Data lines ->
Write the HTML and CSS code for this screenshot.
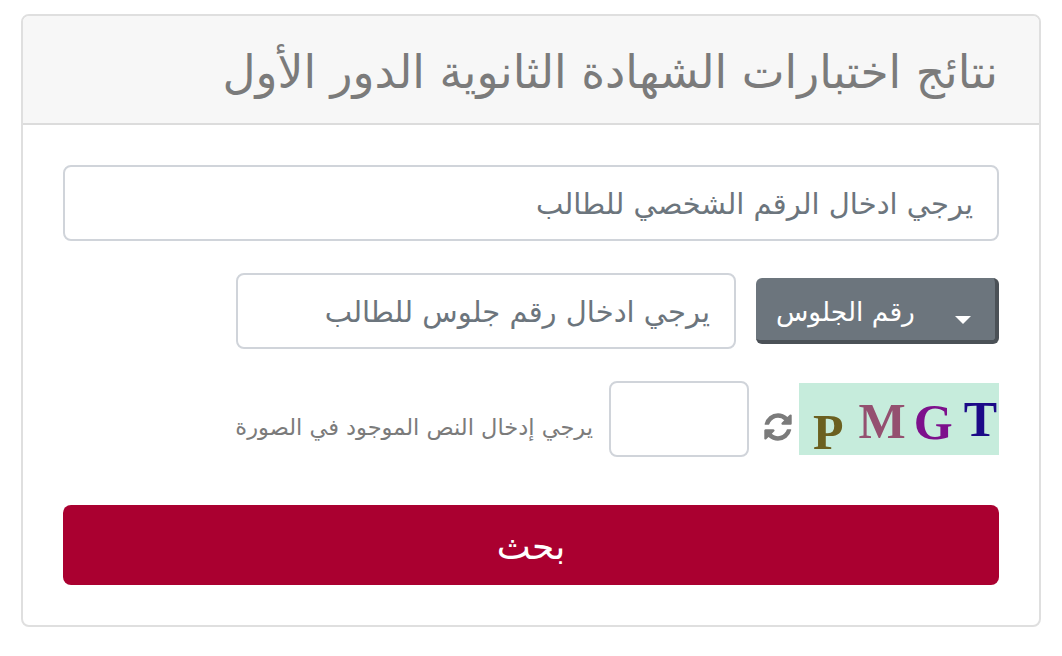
FILE: index.html
```html
<!DOCTYPE html>
<html lang="ar" dir="rtl">
<head>
  <meta charset="UTF-8">
  <title>نتائج اختبارات الشهادة الثانوية</title>
  <link rel="stylesheet" href="styles.css">
</head>
<body>
  <div class="card">
    <div class="card-header">نتائج اختبارات الشهادة الثانوية الدور الأول</div>
    <form class="card-body">
      <input class="field" type="text" placeholder="يرجي ادخال الرقم الشخصي للطالب">
      <div class="seat-row">
        <button class="dropdown" type="button">
          <span>رقم الجلوس</span>
          <span class="caret"></span>
        </button>
        <input class="field seat-input" type="text" placeholder="يرجي ادخال رقم جلوس للطالب">
      </div>
      <div class="captcha-row">
        <div class="captcha">
          <span class="c-p">P</span>
          <span class="c-m">M</span>
          <span class="c-g">G</span>
          <span class="c-t">T</span>
        </div>
        <svg class="refresh" viewBox="0 0 1792 1792"><path d="M1639 1056q0 5-1 7-64 268-268 434.5t-478 166.5q-146 0-282.5-55t-243.5-157l-129 129q-19 19-45 19t-45-19-19-45v-448q0-26 19-45t45-19h448q26 0 45 19t19 45-19 45l-137 137q71 66 161 102t187 36q134 0 250-65t186-179q11-17 53-117 8-23 30-23h192q13 0 22.5 9.5t9.5 22.5zm25-800v448q0 26-19 45t-45 19h-448q-26 0-45-19t-19-45 19-45l138-138q-148-137-349-137-134 0-250 65t-186 179q-11 17-53 117-8 23-30 23h-199q-13 0-22.5-9.5t-9.5-22.5v-7q65-268 270-434.5t480-166.5q146 0 284 55.5t245 156.5l130-129q19-19 45-19t45 19 19 45z"/></svg>
        <input class="field captcha-input" type="text">
        <span class="captcha-label">يرجي إدخال النص الموجود في الصورة</span>
      </div>
      <button class="search" type="button">بحث</button>
    </form>
  </div>
</body>
</html>
```

FILE: styles.css
```css
* {
  box-sizing: border-box;
}
body {
  margin: 0;
  padding: 14px 21px;
  background: #fff;
  font-family: "DejaVu Sans", "Noto Sans", sans-serif;
}
.card {
  width: 1020px;
  height: 613px;
  border: 2px solid #dfdfdf;
  border-radius: 8px;
  overflow: hidden;
}
.card-header {
  height: 109px;
  padding: 5px 41px 0;
  display: flex;
  align-items: center;
  background: #f7f7f7;
  border-bottom: 2px solid #dcdcdc;
  color: #7b7b7b;
  font-size: 45.5px;
  white-space: nowrap;
}
.card-body {
  padding: 40px 40px 0;
  display: flex;
  flex-direction: column;
}
.field {
  height: 76px;
  padding: 2px 24px 0;
  border: 2px solid #d0d4da;
  border-radius: 8px;
  font-family: inherit;
  font-size: 29px;
  background: #fff;
}
.field::placeholder {
  color: #6c757d;
  opacity: 1;
}
.seat-row {
  display: flex;
  align-items: center;
  gap: 20px;
  margin-top: 32px;
}
.dropdown {
  width: 243px;
  height: 66px;
  padding: 4px 0 0 20px;
  display: flex;
  align-items: center;
  direction: ltr;
  background: #6c757d;
  border: 0;
  border-right: 4px solid #4b5157;
  border-bottom: 4px solid #4b5157;
  border-radius: 6px;
  color: #fff;
  font-family: inherit;
  font-size: 26.5px;
}
.caret {
  width: 0;
  height: 0;
  margin-left: 40px;
  margin-top: 18px;
  border-left: 8px solid transparent;
  border-right: 8px solid transparent;
  border-top: 8px solid #fff;
}
.seat-input {
  width: 500px;
}
.captcha-row {
  display: flex;
  align-items: center;
  margin-top: 32px;
}
.captcha {
  width: 200px;
  height: 72px;
  display: flex;
  direction: ltr;
  padding-left: 14px;
  background: #c6ecdc;
  font-family: "Liberation Serif", serif;
  font-weight: bold;
  font-size: 50px;
  line-height: 1.15;
}
.captcha span {
  filter: blur(0.5px);
}
.c-p { color: #6b6020; margin-top: 21px; }
.c-m { color: #945070; margin-top: 10px; margin-left: 15px; }
.c-g { color: #7d108c; margin-top: 11px; margin-left: 8px; }
.c-t { color: #1c0a88; margin-top: 8px; margin-left: 11px; }
.refresh {
  width: 32px;
  height: 32px;
  margin: 16px 5px 0 13px;
  fill: #7b7b7b;
}
.captcha-input {
  width: 140px;
}
.captcha-label {
  margin-top: 16px;
  margin-right: 16px;
  color: #7b7b7b;
  font-size: 22.5px;
  white-space: nowrap;
}
.search {
  height: 80px;
  margin-top: 48px;
  padding-top: 4px;
  background: #aa0030;
  border: 0;
  border-radius: 8px;
  color: #fff;
  font-family: inherit;
  font-size: 36px;
}
```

Task directions -> Reproduce the data word for word, excluding its pictures.

Correct result ->
Write the HTML and CSS code for this screenshot.
FILE: index.html
```html
<!DOCTYPE html>
<html lang="ar" dir="rtl">
<head>
  <meta charset="UTF-8">
  <title>نتائج اختبارات الشهادة الثانوية</title>
  <link rel="stylesheet" href="styles.css">
</head>
<body>
  <div class="card">
    <div class="card-header">نتائج اختبارات الشهادة الثانوية الدور الأول</div>
    <form class="card-body">
      <input class="field" type="text" placeholder="يرجي ادخال الرقم الشخصي للطالب">
      <div class="seat-row">
        <button class="dropdown" type="button">
          <span>رقم الجلوس</span>
          <span class="caret"></span>
        </button>
        <input class="field seat-input" type="text" placeholder="يرجي ادخال رقم جلوس للطالب">
      </div>
      <div class="captcha-row">
        <div class="captcha">
          <span class="c-p">P</span>
          <span class="c-m">M</span>
          <span class="c-g">G</span>
          <span class="c-t">T</span>
        </div>
        <svg class="refresh" viewBox="0 0 1792 1792"><path d="M1639 1056q0 5-1 7-64 268-268 434.5t-478 166.5q-146 0-282.5-55t-243.5-157l-129 129q-19 19-45 19t-45-19-19-45v-448q0-26 19-45t45-19h448q26 0 45 19t19 45-19 45l-137 137q71 66 161 102t187 36q134 0 250-65t186-179q11-17 53-117 8-23 30-23h192q13 0 22.5 9.5t9.5 22.5zm25-800v448q0 26-19 45t-45 19h-448q-26 0-45-19t-19-45 19-45l138-138q-148-137-349-137-134 0-250 65t-186 179q-11 17-53 117-8 23-30 23h-199q-13 0-22.5-9.5t-9.5-22.5v-7q65-268 270-434.5t480-166.5q146 0 284 55.5t245 156.5l130-129q19-19 45-19t45 19 19 45z"/></svg>
        <input class="field captcha-input" type="text">
        <span class="captcha-label">يرجي إدخال النص الموجود في الصورة</span>
      </div>
      <button class="search" type="button">بحث</button>
    </form>
  </div>
</body>
</html>
```

FILE: styles.css
```css
* {
  box-sizing: border-box;
}
body {
  margin: 0;
  padding: 14px 21px;
  background: #fff;
  font-family: "DejaVu Sans", "Noto Sans", sans-serif;
}
.card {
  width: 1020px;
  height: 613px;
  border: 2px solid #dfdfdf;
  border-radius: 8px;
  overflow: hidden;
}
.card-header {
  height: 109px;
  padding: 5px 41px 0;
  display: flex;
  align-items: center;
  background: #f7f7f7;
  border-bottom: 2px solid #dcdcdc;
  color: #7b7b7b;
  font-size: 45.5px;
  white-space: nowrap;
}
.card-body {
  padding: 40px 40px 0;
  display: flex;
  flex-direction: column;
}
.field {
  height: 76px;
  padding: 2px 24px 0;
  border: 2px solid #d0d4da;
  border-radius: 8px;
  font-family: inherit;
  font-size: 29px;
  background: #fff;
}
.field::placeholder {
  color: #6c757d;
  opacity: 1;
}
.seat-row {
  display: flex;
  align-items: center;
  gap: 20px;
  margin-top: 32px;
}
.dropdown {
  width: 243px;
  height: 66px;
  padding: 4px 0 0 20px;
  display: flex;
  align-items: center;
  direction: ltr;
  background: #6c757d;
  border: 0;
  border-right: 4px solid #4b5157;
  border-bottom: 4px solid #4b5157;
  border-radius: 6px;
  color: #fff;
  font-family: inherit;
  font-size: 26.5px;
}
.caret {
  width: 0;
  height: 0;
  margin-left: 40px;
  margin-top: 18px;
  border-left: 8px solid transparent;
  border-right: 8px solid transparent;
  border-top: 8px solid #fff;
}
.seat-input {
  width: 500px;
}
.captcha-row {
  display: flex;
  align-items: center;
  margin-top: 32px;
}
.captcha {
  width: 200px;
  height: 72px;
  display: flex;
  direction: ltr;
  padding-left: 14px;
  background: #c6ecdc;
  font-family: "Liberation Serif", serif;
  font-weight: bold;
  font-size: 50px;
  line-height: 1.15;
}
.captcha span {
  filter: blur(0.5px);
}
.c-p { color: #6b6020; margin-top: 21px; }
.c-m { color: #945070; margin-top: 10px; margin-left: 15px; }
.c-g { color: #7d108c; margin-top: 11px; margin-left: 8px; }
.c-t { color: #1c0a88; margin-top: 8px; margin-left: 11px; }
.refresh {
  width: 32px;
  height: 32px;
  margin: 16px 5px 0 13px;
  fill: #7b7b7b;
}
.captcha-input {
  width: 140px;
}
.captcha-label {
  margin-top: 16px;
  margin-right: 16px;
  color: #7b7b7b;
  font-size: 22.5px;
  white-space: nowrap;
}
.search {
  height: 80px;
  margin-top: 48px;
  padding-top: 4px;
  background: #aa0030;
  border: 0;
  border-radius: 8px;
  color: #fff;
  font-family: inherit;
  font-size: 36px;
}
```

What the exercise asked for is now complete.